Don’t panic yet …

September 30, 2009

The advisory panels have done their thing and reported to PPAN. The report of the Far Universe Advisory Panel can be found at this link, and that of the Near Universe etc can be found here. Both panels are offering one last chance to comment – FUAP has a deadline of Oct 8th, and NUAP will be telling us soon.

The reports have some interesting differences. The FUAP report has a very long term feel to it, concentrating on Big Questions and the “Crown Jewels”, meaning JWST, ALMA, ELT, and SKA, with barely a mention of the role of existing facilities.
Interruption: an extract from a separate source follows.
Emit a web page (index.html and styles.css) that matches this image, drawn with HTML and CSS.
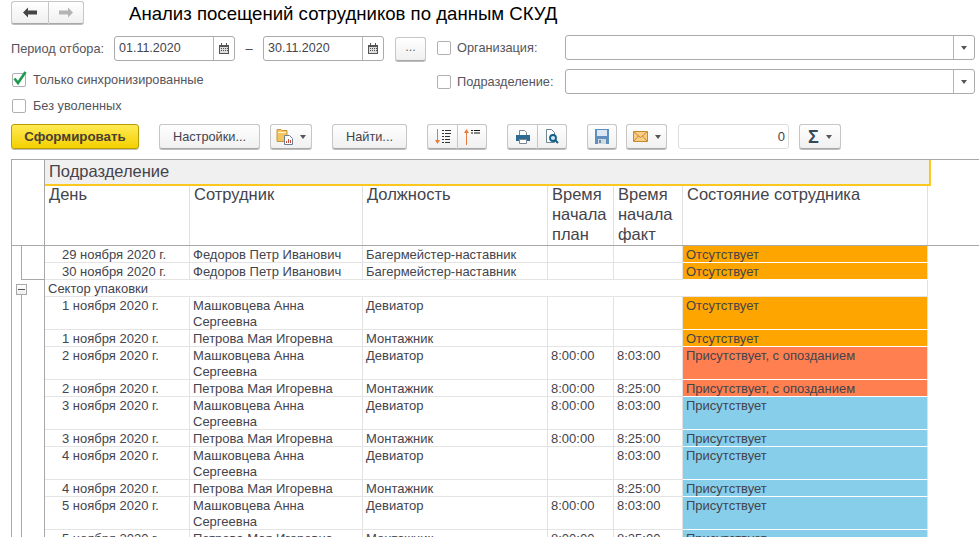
FILE: index.html
```html
<!DOCTYPE html>
<html lang="ru">
<head>
<meta charset="utf-8">
<title>Анализ посещений</title>
<link rel="stylesheet" href="styles.css">
</head>
<body>
<div class="page">
  <header class="top">
    <div class="btn-group nav">
      <button class="btn seg"><svg width="14" height="11" viewBox="0 0 14 11"><path d="M0 5.500L5 .5v3h9v4H5v3z" fill="#454545"/></svg></button>
      <button class="btn seg"><svg width="14" height="11" viewBox="0 0 14 11"><path d="M14 5.500L9 .5v3H0v4h9v3z" fill="#b4b4b4"/></svg></button>
    </div>
    <h1 class="title">Анализ посещений сотрудников по данным СКУД</h1>
  </header>

  <section class="filters">
    <div class="filters-left">
      <div class="period">
        <span class="label period-label">Период отбора:</span>
        <div class="field date"><span class="value">01.11.2020</span><span class="addon"><svg width="10" height="11" viewBox="0 0 10 11"><path d="M0 2h10v9H0z" fill="#555"/><path d="M2 0h1v3H2zM7 0h1v3H7z" fill="#555"/><path d="M1 4h8v6H1z" fill="#ddd"/><path d="M2 5h1v1H2zM4 5h1v1H4zM6 5h1v1H6zM2 7h1v1H2zM4 7h1v1H4zM6 7h1v1H6zM8 5h1v1H8zM8 7h1v1H8z" fill="#555"/></svg></span></div>
        <span class="dash">–</span>
        <div class="field date"><span class="value">30.11.2020</span><span class="addon"><svg width="10" height="11" viewBox="0 0 10 11"><path d="M0 2h10v9H0z" fill="#555"/><path d="M2 0h1v3H2zM7 0h1v3H7z" fill="#555"/><path d="M1 4h8v6H1z" fill="#ddd"/><path d="M2 5h1v1H2zM4 5h1v1H4zM6 5h1v1H6zM2 7h1v1H2zM4 7h1v1H4zM6 7h1v1H6zM8 5h1v1H8zM8 7h1v1H8z" fill="#555"/></svg></span></div>
        <button class="btn dots">...</button>
      </div>
      <label class="check-row first">
        <span class="box"><svg class="tick" width="16" height="16" viewBox="0 0 16 16"><path d="M2.500 8.500l3.500 4.500 7.500-11" fill="none" stroke="#1e9a50" stroke-width="2.600"/></svg></span>
        <span class="label">Только синхронизированные</span>
      </label>
      <label class="check-row second">
        <span class="box"></span>
        <span class="label">Без уволенных</span>
      </label>
    </div>
    <div class="filters-right">
      <div class="select-row">
        <span class="box"></span><span class="label select-label">Организация:</span>
        <div class="field select"><span class="value"></span><span class="addon"><i class="caret"></i></span></div>
      </div>
      <div class="select-row">
        <span class="box"></span><span class="label select-label">Подразделение:</span>
        <div class="field select"><span class="value"></span><span class="addon"><i class="caret"></i></span></div>
      </div>
    </div>
  </section>

  <section class="toolbar">
    <button class="btn primary">Сформировать</button>
    <button class="btn w-settings">Настройки...</button>
    <button class="btn w-menu">
      <svg width="19" height="19" viewBox="0 0 19 19"><path d="M1 2.500h4l1 1h5v11H1z" fill="#f2c560" stroke="#c9973a"/><path d="M2 5.500h8" stroke="#fff3c8"/><path d="M8.500 8.500h5l3 3v6h-8z" fill="#fff" stroke="#6d7f92"/><path d="M10.500 16v-2M12.500 16v-4M14.500 16v-3" stroke="#c84a3a"/></svg>
      <i class="caret"></i>
    </button>
    <button class="btn w-find">Найти...</button>
    <div class="btn-group sort">
      <button class="btn seg"><svg width="18" height="17" viewBox="0 0 18 17"><path d="M3.500 1v13" stroke="#e87a3c"/><path d="M1 12h5l-2.500 4z" fill="#e87a3c"/><path d="M8 2.500h2M11 2.500h6M8 5.500h2M11 5.500h6M8 8.500h2M11 8.500h5M8 11.500h2M11 11.500h5M8 14.500h2M11 14.500h5" stroke="#333"/></svg></button>
      <button class="btn seg"><svg width="18" height="17" viewBox="0 0 18 17"><path d="M3.500 4v13" stroke="#e87a3c"/><path d="M1 5h5L3.500 1z" fill="#e87a3c"/><path d="M8 2.500h2M11 2.500h6M8 5h2M11 5h6" stroke="#111"/></svg></button>
    </div>
    <div class="btn-group print">
      <button class="btn seg"><svg width="16" height="16" viewBox="0 0 16 16"><path d="M4.500 1.500h5l2 2v4h-7z" fill="#fff" stroke="#7a8793"/><path d="M1 6h14v6H1z" fill="#2f6a92"/><path d="M4.500 10.500h7v4h-7z" fill="#fff" stroke="#7a8793"/></svg></button>
      <button class="btn seg"><svg width="16" height="17" viewBox="0 0 16 17"><path d="M2.500 1.500h5l3 3v10h-8z" fill="#fff" stroke="#6f8494"/><circle cx="9" cy="10" r="3" fill="#cfe6f2" stroke="#0f5f8a" stroke-width="1.800"/><path d="M11 12l3 3" stroke="#0f5f8a" stroke-width="2"/></svg></button>
    </div>
    <button class="btn w-save"><svg width="14" height="15" viewBox="0 0 14 15"><path d="M0 0h14v15H0z" fill="#5f8fbe"/><path d="M2 1h10v6H2z" fill="#dbe8f3"/><path d="M3 10h8v5H3z" fill="#d5d9dc"/><path d="M4 11h2v3H4z" fill="#5f8fbe"/></svg></button>
    <button class="btn w-mail">
      <svg width="15" height="11" viewBox="0 0 15 11"><path d="M.5.500h14v10H.500z" fill="#f9cd85" stroke="#c98a2c"/><path d="M1 1l6.500 5.500L14 1M1 10l4.500-5M14 10L9.500 5" fill="none" stroke="#c98a2c"/></svg>
      <i class="caret"></i>
    </button>
    <div class="sum-field">0</div>
    <button class="btn w-sigma"><span class="sigma">Σ</span><i class="caret"></i></button>
  </section>

  <section class="sheet">
    <div class="grid-head">
      <div class="head-gutter"></div>
      <div class="head-main">
        <div class="group-head">Подразделение</div>
        <div class="cols">
          <div class="hcell">День</div>
          <div class="hcell">Сотрудник</div>
          <div class="hcell">Должность</div>
          <div class="hcell">Время начала план</div>
          <div class="hcell">Время начала факт</div>
          <div class="hcell">Состояние сотрудника</div>
        </div>
      </div>
    </div>

    <div class="row"><div class="gutter line"></div><div class="cell date-cell">29 ноября 2020 г.</div><div class="cell">Федоров Петр Иванович</div><div class="cell">Багермейстер-наставник</div><div class="cell"></div><div class="cell"></div><div class="cell st orange">Отсутствует</div></div>
    <div class="row"><div class="gutter elbow"></div><div class="cell date-cell">30 ноября 2020 г.</div><div class="cell">Федоров Петр Иванович</div><div class="cell">Багермейстер-наставник</div><div class="cell"></div><div class="cell"></div><div class="cell st orange">Отсутствует</div></div>
    <div class="row"><div class="gutter toggle"><span class="minus"></span></div><div class="cell group-title">Сектор упаковки</div></div>
    <div class="row"><div class="gutter long"></div><div class="cell date-cell">1 ноября 2020 г.</div><div class="cell">Машковцева Анна Сергеевна</div><div class="cell">Девиатор</div><div class="cell"></div><div class="cell"></div><div class="cell st orange">Отсутствует</div></div>
    <div class="row"><div class="gutter long"></div><div class="cell date-cell">1 ноября 2020 г.</div><div class="cell">Петрова Мая Игоревна</div><div class="cell">Монтажник</div><div class="cell"></div><div class="cell"></div><div class="cell st orange">Отсутствует</div></div>
    <div class="row"><div class="gutter long"></div><div class="cell date-cell">2 ноября 2020 г.</div><div class="cell">Машковцева Анна Сергеевна</div><div class="cell">Девиатор</div><div class="cell">8:00:00</div><div class="cell">8:03:00</div><div class="cell st coral">Присутствует, с опозданием</div></div>
    <div class="row"><div class="gutter long"></div><div class="cell date-cell">2 ноября 2020 г.</div><div class="cell">Петрова Мая Игоревна</div><div class="cell">Монтажник</div><div class="cell">8:00:00</div><div class="cell">8:25:00</div><div class="cell st coral">Присутствует, с опозданием</div></div>
    <div class="row"><div class="gutter long"></div><div class="cell date-cell">3 ноября 2020 г.</div><div class="cell">Машковцева Анна Сергеевна</div><div class="cell">Девиатор</div><div class="cell">8:00:00</div><div class="cell">8:03:00</div><div class="cell st sky">Присутствует</div></div>
    <div class="row"><div class="gutter long"></div><div class="cell date-cell">3 ноября 2020 г.</div><div class="cell">Петрова Мая Игоревна</div><div class="cell">Монтажник</div><div class="cell">8:00:00</div><div class="cell">8:25:00</div><div class="cell st sky">Присутствует</div></div>
    <div class="row"><div class="gutter long"></div><div class="cell date-cell">4 ноября 2020 г.</div><div class="cell">Машковцева Анна Сергеевна</div><div class="cell">Девиатор</div><div class="cell"></div><div class="cell">8:03:00</div><div class="cell st sky">Присутствует</div></div>
    <div class="row"><div class="gutter long"></div><div class="cell date-cell">4 ноября 2020 г.</div><div class="cell">Петрова Мая Игоревна</div><div class="cell">Монтажник</div><div class="cell"></div><div class="cell">8:25:00</div><div class="cell st sky">Присутствует</div></div>
    <div class="row"><div class="gutter long"></div><div class="cell date-cell">5 ноября 2020 г.</div><div class="cell">Машковцева Анна Сергеевна</div><div class="cell">Девиатор</div><div class="cell">8:00:00</div><div class="cell">8:03:00</div><div class="cell st sky">Присутствует</div></div>
    <div class="row"><div class="gutter long"></div><div class="cell date-cell">5 ноября 2020 г.</div><div class="cell">Петрова Мая Игоревна</div><div class="cell">Монтажник</div><div class="cell">8:00:00</div><div class="cell">8:25:00</div><div class="cell st sky">Присутствует</div></div>
  </section>
</div>
</body>
</html>
```
FILE: styles.css
```css
html, body { margin: 0; height: 100%; overflow: hidden; background: #fff; }
body { font: 13px/16px "Liberation Sans", Arial, sans-serif; color: #44444c; }
.page { width: 979px; height: 537px; overflow: hidden; }
button { font: inherit; color: inherit; margin: 0; }
.label { font-size: 12.750px; color: #55555c; }

.top { display: flex; align-items: flex-start; padding: 1px 0 0 11px; height: 35px; box-sizing: border-box; }
.title { margin: 2px 0 0 45px; font-size: 18.600px; line-height: 22px; font-weight: 400; color: #000; }

.btn {
  display: flex; align-items: center; justify-content: center; gap: 6px; padding: 0; height: 25px; box-sizing: border-box;
  border: 1px solid #c6c6c6; border-bottom-color: #a8a8a8; border-radius: 3px;
  background: linear-gradient(#ffffff, #f0f0f0); box-shadow: 0 1px 0 #bdbdbd; font-size: 12.750px;
}
.btn-group { display: flex; }
.btn-group .seg { width: 30px; border-radius: 0; border-right-width: 0; }
.btn-group .seg:first-child { border-radius: 3px 0 0 3px; }
.btn-group .seg:last-child { border-radius: 0 3px 3px 0; border-right-width: 1px; }
.nav .seg { height: 23px; width: 37px; }
.nav .seg:last-child { width: 36px; }

.filters { display: flex; height: 89px; }
.filters-left { width: 426px; padding: 1px 0 0 11px; flex: none; }
.period { display: flex; align-items: center; height: 25px; }
.period-label { width: 103px; flex: none; }
.field { display: flex; height: 25px; box-sizing: border-box; border: 1px solid #ababab; border-radius: 3px; background: #fff; }
.field .value { flex: 1; padding: 3px 0 0 4px; font-size: 12.500px; }
.field .addon { display: flex; align-items: center; justify-content: center; border-left: 1px solid #b5b5b5; }
.date { width: 121px; }
.date .addon { width: 20px; }
.dash { width: 28px; text-align: center; }
.dots { width: 31px; margin-left: 11px; height: 24px; padding-bottom: 4px; color: #666; }
.check-row { display: flex; align-items: center; gap: 7px; padding-left: 1px; height: 16px; }
.check-row.first { margin-top: 11px; }
.check-row.second { margin-top: 10px; }
.box { position: relative; display: block; flex: none; width: 14px; height: 14px; box-sizing: border-box; border: 1px solid #b0b0b0; border-radius: 2px; background: #fff; }
.tick { position: absolute; left: -1px; top: -4px; }

.filters-right { flex: 1; }
.select-row { display: flex; align-items: center; height: 25px; margin-bottom: 9px; }
.select-label { margin-left: 6px; width: 108px; flex: none; }
.select { width: 410px; }
.select .addon { width: 20px; }
.caret { display: block; width: 0; height: 0; border: 3.500px solid transparent; border-top: 4px solid #555; border-bottom: 0; }

.toolbar { display: flex; align-items: flex-start; height: 35px; padding-left: 11px; }
.primary { width: 128px; font-weight: 700; font-size: 13.300px; color: #4a4030; border-color: #b79d00; background: linear-gradient(#ffea55, #f4d000); }
.w-settings { width: 101px; margin-left: 20px; }
.w-menu { width: 42px; margin-left: 10px; gap: 5px; }
.w-find { width: 75px; margin-left: 20px; }
.sort { margin-left: 20px; }
.print { margin-left: 20px; }
.w-save { width: 30px; margin-left: 20px; }
.w-mail { width: 41px; margin-left: 9px; gap: 7px; }
.sum-field { width: 111px; height: 25px; margin-left: 11px; box-sizing: border-box; padding: 4px 3px 0 0; text-align: right; border: 1px solid #dcdcdc; border-radius: 3px; }
.w-sigma { width: 42px; margin-left: 10px; gap: 7px; }
.sigma { font-size: 18px; font-weight: 700; color: #35485a; line-height: 18px; }

.sheet { margin-left: 11px; border-top: 1px solid #a8a8a8; }
.grid-head { display: flex; height: 85px; border-bottom: 1px solid #a8a8a8; }
.head-gutter { width: 34px; flex: none; box-sizing: border-box; border-left: 1px solid #a8a8a8; border-right: 1px solid #a8a8a8; }
.head-main { width: 886px; flex: none; }
.group-head { position: relative; height: 24px; width: 880px; background: #f0f0f0; border-right: 2px solid #fdc81e; border-bottom: 2px solid #fdc81e; font-size: 16.500px; line-height: 22px; padding-left: 4px; }
.cols { display: grid; grid-template-columns: 145px 173px 185px 66px 69px 245px; height: 61px; margin-top: -2px; }
.hcell { font-size: 16.500px; line-height: 20px; padding: 0 3px 0 4px; border-right: 1px solid #e0e0e0; box-sizing: border-box; }
.row { display: grid; grid-template-columns: 34px 145px 173px 185px 66px 69px 245px; width: 917px; }
.cell { box-sizing: border-box; padding: 1px 3px 0; border-right: 1px solid #e2e2e2; border-bottom: 1px solid #e4e4e4; min-height: 17px; }
.cell::after { content: ""; display: block; margin-top: -1px; }
.date-cell { padding-left: 17px; }
.st { padding-left: 3px; border-bottom-color: #fff; }
.orange { background: #ffa500; }
.coral { background: #ff7f50; }
.sky { background: #87ceeb; }
.group-title { grid-column: 2 / -1; padding-left: 3px; }
.gutter { position: relative; box-sizing: border-box; border-left: 1px solid #a8a8a8; border-right: 1px solid #a8a8a8; }
.line::before, .elbow::before, .long::before { content: ""; position: absolute; left: 9px; top: 0; bottom: 0; border-left: 1px solid #a8a8a8; }
.elbow::after { content: ""; position: absolute; left: 9px; right: 0; bottom: 0; border-bottom: 1px solid #a8a8a8; }
.minus { position: absolute; left: 4px; top: 4px; width: 11px; height: 11px; box-sizing: border-box; border: 1px solid #a8a8a8; background: linear-gradient(#fff, #eee); }
.minus::after { content: ""; position: absolute; left: 1px; right: 1px; top: 4px; border-top: 1px solid #555; }
.toggle::after { content: ""; position: absolute; left: 9px; top: 15px; bottom: 0; border-left: 1px solid #a8a8a8; }
```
The NUAP report is more nitty gritty, with a mapping of ongoing programmes onto current facilities, as well as big future ones. I was pleased to see that both reports include a reminder that an infrastructure for HPC, data processing, and data management, including “internet based solutions” is also very important.

So read those, and gird your loins for Friday, as we expect the first draft of the report by the Ground Based Facilities Review. But we can afford anything new ?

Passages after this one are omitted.